Across the data below, how many lines hold "components"? Answer with that number and nothing else.

— BEGIN INFORMATION PROVIDED —

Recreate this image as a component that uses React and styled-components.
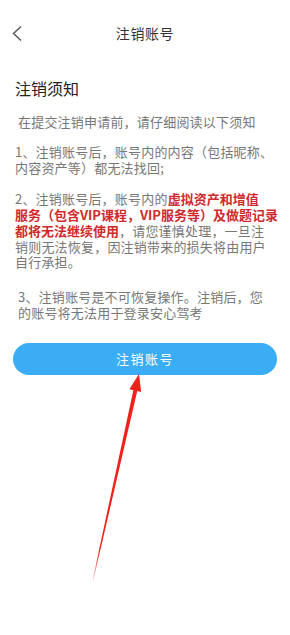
import styled, { createGlobalStyle } from "styled-components";

const GlobalStyle = createGlobalStyle`
  html, body {
    margin: 0;
    padding: 0;
    background: #fff;
  }
  body {
    font-family: "Noto Sans CJK SC", "Noto Sans", sans-serif;
  }
`;

const Page = styled.div`
  position: relative;
  width: 290px;
  height: 635px;
  overflow: hidden;
  background: #fff;
`;

const Header = styled.div`
  position: relative;
  height: 42px;
  margin-top: 12px;
  display: flex;
  align-items: center;
  justify-content: center;
`;

const BackButton = styled.div`
  position: absolute;
  left: 12px;
  top: 14px;
  width: 10px;
  height: 15px;
  display: flex;
`;

const Title = styled.h1`
  margin: 0;
  font-size: 14px;
  font-weight: 400;
  color: #333;
  letter-spacing: 0.6px;
`;

const Content = styled.div`
  padding: 0 13px 0 15px;
`;

const Heading = styled.h2`
  margin: 24px 0 0;
  font-size: 16px;
  line-height: 20px;
  font-weight: 400;
  color: #222;
`;

const Paragraph = styled.p`
  margin: ${(p) => p.$gap}px 0 0;
  padding-left: ${(p) => (p.$indent ? 3 : 0)}px;
  font-size: 13px;
  line-height: 15.75px;
  letter-spacing: 0.2px;
  white-space: nowrap;
  color: #777;
`;

const Warn = styled.span`
  color: #d02a2c;
  font-weight: 700;
  letter-spacing: 0;
`;

const SubmitButton = styled.button`
  display: block;
  width: 264px;
  height: 32px;
  margin-top: 22px;
  margin-left: -2px;
  border: none;
  border-radius: 16px;
  background: #3aadf5;
  color: #fff;
  font-family: inherit;
  font-size: 13px;
  letter-spacing: 1.5px;
`;

const Arrow = styled.svg`
  position: absolute;
  left: 0;
  top: 0;
  pointer-events: none;
`;

function App() {
  return (
    <Page>
      <GlobalStyle />
      <Header>
        <BackButton>
          <svg width="10" height="15" viewBox="0 0 10 15">
            <polyline points="9,0.5 1.5,7.5 9,14.5" fill="none" stroke="#555" strokeWidth="1.4" />
          </svg>
        </BackButton>
        <Title>注销账号</Title>
      </Header>
      <Content>
        <Heading>注销须知</Heading>
        <Paragraph $gap={16} $indent>在提交注销申请前，请仔细阅读以下须知</Paragraph>
        <Paragraph $gap={14}>
          1、注销账号后，账号内的内容（包括昵称、
          <br />
          内容资产等）都无法找回;
        </Paragraph>
        <Paragraph $gap={16}>
          2、注销账号后，账号内的<Warn>虚拟资产和增值</Warn>
          <br />
          <Warn>服务（包含VIP课程，VIP服务等）及做题记录</Warn>
          <br />
          <Warn>都将无法继续使用</Warn>，请您谨慎处理，一旦注
          <br />
          销则无法恢复，因注销带来的损失将由用户
          <br />
          自行承担。
        </Paragraph>
        <Paragraph $gap={19} $indent>
          3、注销账号是不可恢复操作。注销后，您
          <br />
          的账号将无法用于登录安心驾考
        </Paragraph>
        <SubmitButton>注销账号</SubmitButton>
      </Content>
      <Arrow width="290" height="635" viewBox="0 0 290 635">
        <defs>
          <linearGradient id="fade" x1="93" y1="580" x2="139" y2="374" gradientUnits="userSpaceOnUse">
            <stop offset="0" stopColor="#f0201a" stopOpacity="0.2" />
            <stop offset="0.15" stopColor="#f0201a" stopOpacity="1" />
            <stop offset="1" stopColor="#f0201a" stopOpacity="1" />
          </linearGradient>
        </defs>
        <polygon
          points="139,374 141.2,391.9 137.25,391.04 93.4,580.1 92.6,579.9 133.35,390.16 129.4,389.3"
          fill="url(#fade)"
        />
      </Arrow>
    </Page>
  );
}

export default App;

— END INFORMATION PROVIDED —

ANSWER FOR THIS EXERCISE:
2